From new styles of coffee shops, to e-commerce or messaging, we have seen many of our program participants take ideas they have seen abroad home to start new businesses. For most of us living globalized lives with easy opportunities to travel, we take the ideas we gain from this process for granted. But for many North Koreans, what they see overseas on an once-in-a-lifetime trip to Singapore, Switzerland, or Vietnam is a rich source of ideas. Unlike Vietnam, which has a huge global diaspora bringing modern ideas home, North Korea’s innovation suffers from the lack of knowledge and diversity of global experiences.
In what ways, if any, has the COVID-19 pandemic impacted entrepreneurship, industry, and business in North Korea? In what ways can North Korea emerge stronger from the pandemic?
We are concerned that the massive economic impact of COVID-19 and failed negotiations with the U.S. have led North Korea to prepare for a long-term ration-economy mentality. Many analysts believe the government is preparing for prolonged economic isolation and appears to be strengthening state-planning at the expense of the small and medium-sized business community. We are monitoring this situation and hope that economic reforms favorable to entrepreneurs in the early years of Kim Jong Un’s administration are not abandoned permanently.
Please comment on the role of women in North Korea’s business and entrepreneurial economy. What are their contributions and the challenges they face? How can they overcome their challenges?

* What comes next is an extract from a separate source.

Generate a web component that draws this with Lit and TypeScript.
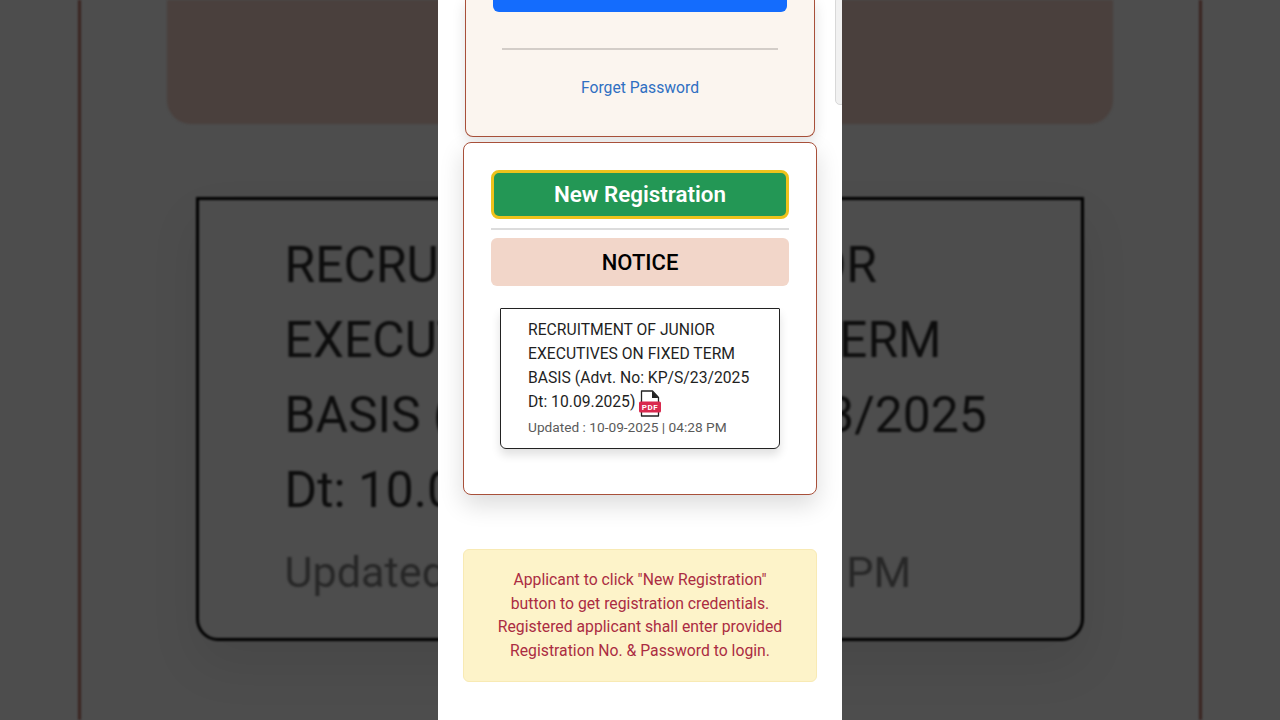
import { LitElement, html, css } from "lit";
import { customElement } from "lit/decorators.js";

const ROW1 = "RECRUITMENT OF JUNIOR EXECUTIVES ON FIXED TERM BASIS (Advt. No: KP/S/23/2025 Dt: 10.09.2025)";
const UPDATED = "Updated : 10-09-2025 | 04:28 PM";

@customElement("app-root")
export class AppRoot extends LitElement {
  static styles = css`
    :host {
      display: block;
      position: relative;
      width: 1280px;
      height: 720px;
      overflow: hidden;
      background: #4d4d4d;
      font-family: Roboto, "Liberation Sans", sans-serif;
    }
    .backdrop {
      position: absolute;
      inset: 0;
      box-sizing: border-box;
      padding: 0 78px;
      filter: blur(1px);
    }
    .bd-frame {
      height: 100%;
      box-sizing: border-box;
      border-left: 3px solid #3a2420;
      border-right: 3px solid #3a2420;
      padding: 0 86px;
    }
    .bd-panel {
      height: 124px;
      background: #4a403d;
      border-radius: 0 0 24px 24px;
      margin-bottom: 73px;
    }
    .bd-box {
      box-sizing: border-box;
      width: 888px;
      height: 444px;
      margin-left: 29px;
      border: 3px solid #000;
      border-radius: 0 0 22px 22px;
      padding: 27.5px 50px 0 85.5px;
      box-shadow: 0 24px 50px rgba(0, 0, 0, 0.08);
      color: #0d0d0d;
    }
    .bd-title {
      font-size: 49.8px;
      line-height: 75px;
    }
    .bd-updated {
      font-size: 43.2px;
      line-height: 50px;
      margin-top: 20.5px;
      color: #272727;
    }

    .phone {
      position: relative;
      box-sizing: border-box;
      width: 404px;
      height: 720px;
      margin: 0 auto;
      background: #fff;
      display: flex;
      flex-direction: column;
      align-items: center;
      overflow: hidden;
    }
    .scroll-edge {
      position: absolute;
      top: -4px;
      right: -4px;
      width: 11px;
      height: 109px;
      box-sizing: border-box;
      background: #f1f1f1;
      border: 1px solid #d8d8d8;
      border-radius: 5px;
    }
    .login {
      box-sizing: border-box;
      width: 350px;
      height: 137px;
      flex: none;
      padding: 0 27px;
      background: #fbf5ef;
      border: 1px solid #a8503a;
      border-top: none;
      border-radius: 0 0 8px 8px;
      box-shadow: 0 4px 14px rgba(0, 0, 0, 0.12);
      display: flex;
      flex-direction: column;
      align-items: stretch;
    }
    .login-btn {
      height: 12px;
      background: #146cfd;
      border-radius: 0 0 6px 6px;
    }
    .login-rule {
      height: 2px;
      margin: 36px 9px 0;
      background: #d3cdc8;
    }
    .forgot {
      margin-top: 28px;
      text-align: center;
      font-size: 15.7px;
      line-height: 20px;
      color: #2f6fc2;
    }
    .card {
      box-sizing: border-box;
      width: 354px;
      height: 353px;
      flex: none;
      margin-top: 5px;
      padding: 27px 27px 0;
      background: #fff;
      border: 1px solid #a8503a;
      border-radius: 8px;
      box-shadow: 0 10px 24px rgba(0, 0, 0, 0.14);
    }
    .new-reg {
      box-sizing: border-box;
      height: 49px;
      background: #239755;
      border: 3px solid #eec21c;
      border-radius: 8px;
      color: #fff;
      font-size: 22.4px;
      font-weight: 600;
      line-height: 43px;
      text-align: center;
    }
    .card-rule {
      height: 2px;
      margin-top: 9px;
      background: #dcdcdc;
    }
    .notice {
      height: 48px;
      margin-top: 8px;
      background: #f2d6c9;
      border-radius: 6px;
      color: #000;
      font-size: 22px;
      font-weight: 500;
      line-height: 49px;
      text-align: center;
    }
    .item {
      box-sizing: border-box;
      height: 141px;
      margin: 22px 9px 0;
      padding: 9px 20px 0 27px;
      border: 1px solid #222;
      border-radius: 1px 1px 6px 6px;
      box-shadow: 0 6px 10px rgba(0, 0, 0, 0.12);
    }
    .item-title {
      font-size: 15.7px;
      line-height: 24px;
      color: #1f1f1f;
    }
    .pdf {
      display: inline-block;
      width: 24px;
      height: 27px;
      vertical-align: -4px;
      margin: -6px 0 -6px -1px;
    }
    .item-date {
      margin-top: 3px;
      font-size: 13.7px;
      line-height: 20px;
      color: #5a5a5a;
    }
    .hint {
      box-sizing: border-box;
      width: 354px;
      height: 133px;
      flex: none;
      margin-top: 54px;
      padding: 18px 10px 0;
      background: #fdf3c9;
      border: 1px solid #f8eab4;
      border-radius: 6px;
      color: #ab2c42;
      font-size: 15.75px;
      line-height: 23.7px;
      text-align: center;
    }
  `;

  private pdfIcon() {
    return html`<svg class="pdf" viewBox="0 0 24 27" aria-hidden="true">
      <path d="M3.5 1h11l6 6.5v18.5h-17z" fill="#fff" stroke="#222" stroke-width="1.3" stroke-linejoin="round"></path>
      <path d="M14 1v7h6.5z" fill="#222"></path>
      <rect x="1" y="11.5" width="22" height="11" rx="1.5" fill="#d9294e"></rect>
      <text x="12" y="20.2" text-anchor="middle" font-family="Roboto, sans-serif" font-size="8" font-weight="700" letter-spacing="0.6" fill="#fff">PDF</text>
    </svg>`;
  }

  render() {
    return html`
      <div class="backdrop">
        <div class="bd-frame">
          <div class="bd-panel"></div>
          <div class="bd-box">
            <div class="bd-title">${ROW1}</div>
            <div class="bd-updated">${UPDATED}</div>
          </div>
        </div>
      </div>
      <div class="phone">
        <div class="scroll-edge"></div>
        <div class="login">
          <div class="login-btn"></div>
          <div class="login-rule"></div>
          <div class="forgot">Forget Password</div>
        </div>
        <div class="card">
          <div class="new-reg">New Registration</div>
          <div class="card-rule"></div>
          <div class="notice">NOTICE</div>
          <div class="item">
            <div class="item-title">${ROW1} ${this.pdfIcon()}</div>
            <div class="item-date">${UPDATED}</div>
          </div>
        </div>
        <div class="hint">
          Applicant to click "New Registration"<br />button to get registration credentials.<br />Registered applicant shall enter provided<br />Registration No. &amp; Password to login.
        </div>
      </div>
    `;
  }
}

Females lead many of the small businesses in North Korea. This emerged from the 1990s when many of them adjusted to the changes in the economic system first by starting small businesses. Over time, they have gained in experience. We led a successful Women in Business program that helps this community network, support each other and learn to build more sophisticated businesses. Unfortunately, the downturn in interest in supporting this community since the Trump administration led us to shutter the program. We still try to ensure a significant involvement of females in our existing programs.
Is there room for more inter-Korean engagement and cooperation to promote entrepreneurship and economic reform in North Korea? How can South Korea learn from Choson Exchange in undertaking such engagement and cooperation?
North Korea is hesitant to take advice from South Korea on such a highly charged domestic policy issue. They are wary of being seen as adopting a “South Korea” model and believe they have to find a unique path suitable for the situation they find themselves in. The most effective way for South Korea to support economic knowledge exchange is for them to build consistent international platforms for North Korea to engage with the world and learn from those exchanges. These will come back to enable easier partnerships between both Koreas when such exchanges can take place.
What role is there for Singapore and Southeast Asia to play in supporting entrepreneurship and economic reform in North Korea?
North Korea looks up to Singapore for its economic development. This was affirmed when Kim Jong Un visited Singapore. As a neutral country, learning from Singapore is less politically sensitive than with other countries that have a more direct stake in the issue. Vietnam also provides experiences in transitioning its economy that are useful to North Korea. One of our dreams is to bring North Koreans to study at the Fulbright University in Vietnam for longer programs. In some sectors like hospitality and tourism, Thailand and Indonesia have expertise that can be shared.